→ Problem requirements: Make an exact copy of the lines, leaving the pictures out.

--- start Information supplied ---

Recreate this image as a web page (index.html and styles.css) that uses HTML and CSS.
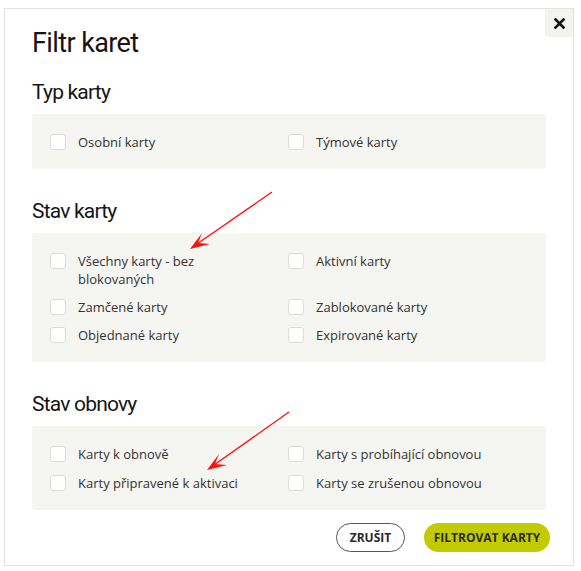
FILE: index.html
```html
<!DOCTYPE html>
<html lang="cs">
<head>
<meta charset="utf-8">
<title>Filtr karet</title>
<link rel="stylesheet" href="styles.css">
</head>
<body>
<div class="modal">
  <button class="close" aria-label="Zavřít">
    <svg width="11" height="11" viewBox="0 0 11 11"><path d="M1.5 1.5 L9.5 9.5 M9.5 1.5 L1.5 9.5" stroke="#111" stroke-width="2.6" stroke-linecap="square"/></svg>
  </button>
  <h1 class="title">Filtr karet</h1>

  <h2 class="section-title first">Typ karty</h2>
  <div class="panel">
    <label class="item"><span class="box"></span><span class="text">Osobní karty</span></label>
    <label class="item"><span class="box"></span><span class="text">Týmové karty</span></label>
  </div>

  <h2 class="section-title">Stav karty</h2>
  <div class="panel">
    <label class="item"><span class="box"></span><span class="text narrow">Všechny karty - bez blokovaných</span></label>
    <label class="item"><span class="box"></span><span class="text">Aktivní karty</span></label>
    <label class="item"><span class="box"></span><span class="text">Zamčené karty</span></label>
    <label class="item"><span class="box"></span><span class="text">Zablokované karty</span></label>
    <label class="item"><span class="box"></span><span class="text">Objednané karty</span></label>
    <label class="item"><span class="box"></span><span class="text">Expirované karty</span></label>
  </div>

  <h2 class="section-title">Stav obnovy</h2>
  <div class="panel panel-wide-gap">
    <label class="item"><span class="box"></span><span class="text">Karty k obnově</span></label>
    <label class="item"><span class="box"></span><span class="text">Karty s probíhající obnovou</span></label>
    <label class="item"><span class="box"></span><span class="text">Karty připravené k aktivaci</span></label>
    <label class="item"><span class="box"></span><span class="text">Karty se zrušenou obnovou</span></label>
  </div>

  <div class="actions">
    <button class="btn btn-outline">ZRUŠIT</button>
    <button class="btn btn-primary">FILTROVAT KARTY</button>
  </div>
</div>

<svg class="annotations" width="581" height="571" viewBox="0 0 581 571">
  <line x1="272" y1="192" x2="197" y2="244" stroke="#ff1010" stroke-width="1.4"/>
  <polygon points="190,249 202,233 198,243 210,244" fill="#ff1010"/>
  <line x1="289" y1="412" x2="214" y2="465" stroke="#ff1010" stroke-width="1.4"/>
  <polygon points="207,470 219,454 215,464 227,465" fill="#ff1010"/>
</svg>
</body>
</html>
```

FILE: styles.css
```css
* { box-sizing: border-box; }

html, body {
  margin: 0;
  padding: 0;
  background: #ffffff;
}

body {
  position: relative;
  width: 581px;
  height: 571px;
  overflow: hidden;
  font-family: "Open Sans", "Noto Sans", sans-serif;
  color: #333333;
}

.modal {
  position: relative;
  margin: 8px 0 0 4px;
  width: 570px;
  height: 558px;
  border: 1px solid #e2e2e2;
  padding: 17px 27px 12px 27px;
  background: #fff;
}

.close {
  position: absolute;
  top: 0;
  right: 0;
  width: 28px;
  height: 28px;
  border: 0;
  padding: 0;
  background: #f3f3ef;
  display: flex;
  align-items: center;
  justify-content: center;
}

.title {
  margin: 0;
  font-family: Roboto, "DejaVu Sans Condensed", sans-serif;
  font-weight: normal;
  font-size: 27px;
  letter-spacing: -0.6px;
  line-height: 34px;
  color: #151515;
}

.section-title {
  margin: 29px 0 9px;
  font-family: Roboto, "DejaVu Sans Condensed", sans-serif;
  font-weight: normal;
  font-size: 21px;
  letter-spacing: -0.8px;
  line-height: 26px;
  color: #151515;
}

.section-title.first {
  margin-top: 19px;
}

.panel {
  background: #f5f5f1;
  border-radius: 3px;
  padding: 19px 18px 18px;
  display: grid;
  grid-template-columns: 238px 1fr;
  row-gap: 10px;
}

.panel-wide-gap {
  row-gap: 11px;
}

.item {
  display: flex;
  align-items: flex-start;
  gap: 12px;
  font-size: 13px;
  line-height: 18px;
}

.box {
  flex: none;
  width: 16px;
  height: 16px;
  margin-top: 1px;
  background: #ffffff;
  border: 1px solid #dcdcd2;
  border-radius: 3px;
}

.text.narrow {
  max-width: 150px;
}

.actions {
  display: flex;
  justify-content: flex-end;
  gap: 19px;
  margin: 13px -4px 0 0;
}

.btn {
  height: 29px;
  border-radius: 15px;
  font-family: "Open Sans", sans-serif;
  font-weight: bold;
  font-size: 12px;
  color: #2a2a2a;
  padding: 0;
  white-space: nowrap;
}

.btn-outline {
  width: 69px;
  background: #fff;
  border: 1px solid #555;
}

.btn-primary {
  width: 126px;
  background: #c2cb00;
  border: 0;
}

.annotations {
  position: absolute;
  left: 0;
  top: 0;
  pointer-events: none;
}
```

--- end Information supplied ---

→ Answer to the problem:
Recreate this image as a web page (index.html and styles.css) that uses HTML and CSS.
FILE: index.html
```html
<!DOCTYPE html>
<html lang="cs">
<head>
<meta charset="utf-8">
<title>Filtr karet</title>
<link rel="stylesheet" href="styles.css">
</head>
<body>
<div class="modal">
  <button class="close" aria-label="Zavřít">
    <svg width="11" height="11" viewBox="0 0 11 11"><path d="M1.5 1.5 L9.5 9.5 M9.5 1.5 L1.5 9.5" stroke="#111" stroke-width="2.6" stroke-linecap="square"/></svg>
  </button>
  <h1 class="title">Filtr karet</h1>

  <h2 class="section-title first">Typ karty</h2>
  <div class="panel">
    <label class="item"><span class="box"></span><span class="text">Osobní karty</span></label>
    <label class="item"><span class="box"></span><span class="text">Týmové karty</span></label>
  </div>

  <h2 class="section-title">Stav karty</h2>
  <div class="panel">
    <label class="item"><span class="box"></span><span class="text narrow">Všechny karty - bez blokovaných</span></label>
    <label class="item"><span class="box"></span><span class="text">Aktivní karty</span></label>
    <label class="item"><span class="box"></span><span class="text">Zamčené karty</span></label>
    <label class="item"><span class="box"></span><span class="text">Zablokované karty</span></label>
    <label class="item"><span class="box"></span><span class="text">Objednané karty</span></label>
    <label class="item"><span class="box"></span><span class="text">Expirované karty</span></label>
  </div>

  <h2 class="section-title">Stav obnovy</h2>
  <div class="panel panel-wide-gap">
    <label class="item"><span class="box"></span><span class="text">Karty k obnově</span></label>
    <label class="item"><span class="box"></span><span class="text">Karty s probíhající obnovou</span></label>
    <label class="item"><span class="box"></span><span class="text">Karty připravené k aktivaci</span></label>
    <label class="item"><span class="box"></span><span class="text">Karty se zrušenou obnovou</span></label>
  </div>

  <div class="actions">
    <button class="btn btn-outline">ZRUŠIT</button>
    <button class="btn btn-primary">FILTROVAT KARTY</button>
  </div>
</div>

<svg class="annotations" width="581" height="571" viewBox="0 0 581 571">
  <line x1="272" y1="192" x2="197" y2="244" stroke="#ff1010" stroke-width="1.4"/>
  <polygon points="190,249 202,233 198,243 210,244" fill="#ff1010"/>
  <line x1="289" y1="412" x2="214" y2="465" stroke="#ff1010" stroke-width="1.4"/>
  <polygon points="207,470 219,454 215,464 227,465" fill="#ff1010"/>
</svg>
</body>
</html>
```

FILE: styles.css
```css
* { box-sizing: border-box; }

html, body {
  margin: 0;
  padding: 0;
  background: #ffffff;
}

body {
  position: relative;
  width: 581px;
  height: 571px;
  overflow: hidden;
  font-family: "Open Sans", "Noto Sans", sans-serif;
  color: #333333;
}

.modal {
  position: relative;
  margin: 8px 0 0 4px;
  width: 570px;
  height: 558px;
  border: 1px solid #e2e2e2;
  padding: 17px 27px 12px 27px;
  background: #fff;
}

.close {
  position: absolute;
  top: 0;
  right: 0;
  width: 28px;
  height: 28px;
  border: 0;
  padding: 0;
  background: #f3f3ef;
  display: flex;
  align-items: center;
  justify-content: center;
}

.title {
  margin: 0;
  font-family: Roboto, "DejaVu Sans Condensed", sans-serif;
  font-weight: normal;
  font-size: 27px;
  letter-spacing: -0.6px;
  line-height: 34px;
  color: #151515;
}

.section-title {
  margin: 29px 0 9px;
  font-family: Roboto, "DejaVu Sans Condensed", sans-serif;
  font-weight: normal;
  font-size: 21px;
  letter-spacing: -0.8px;
  line-height: 26px;
  color: #151515;
}

.section-title.first {
  margin-top: 19px;
}

.panel {
  background: #f5f5f1;
  border-radius: 3px;
  padding: 19px 18px 18px;
  display: grid;
  grid-template-columns: 238px 1fr;
  row-gap: 10px;
}

.panel-wide-gap {
  row-gap: 11px;
}

.item {
  display: flex;
  align-items: flex-start;
  gap: 12px;
  font-size: 13px;
  line-height: 18px;
}

.box {
  flex: none;
  width: 16px;
  height: 16px;
  margin-top: 1px;
  background: #ffffff;
  border: 1px solid #dcdcd2;
  border-radius: 3px;
}

.text.narrow {
  max-width: 150px;
}

.actions {
  display: flex;
  justify-content: flex-end;
  gap: 19px;
  margin: 13px -4px 0 0;
}

.btn {
  height: 29px;
  border-radius: 15px;
  font-family: "Open Sans", sans-serif;
  font-weight: bold;
  font-size: 12px;
  color: #2a2a2a;
  padding: 0;
  white-space: nowrap;
}

.btn-outline {
  width: 69px;
  background: #fff;
  border: 1px solid #555;
}

.btn-primary {
  width: 126px;
  background: #c2cb00;
  border: 0;
}

.annotations {
  position: absolute;
  left: 0;
  top: 0;
  pointer-events: none;
}
```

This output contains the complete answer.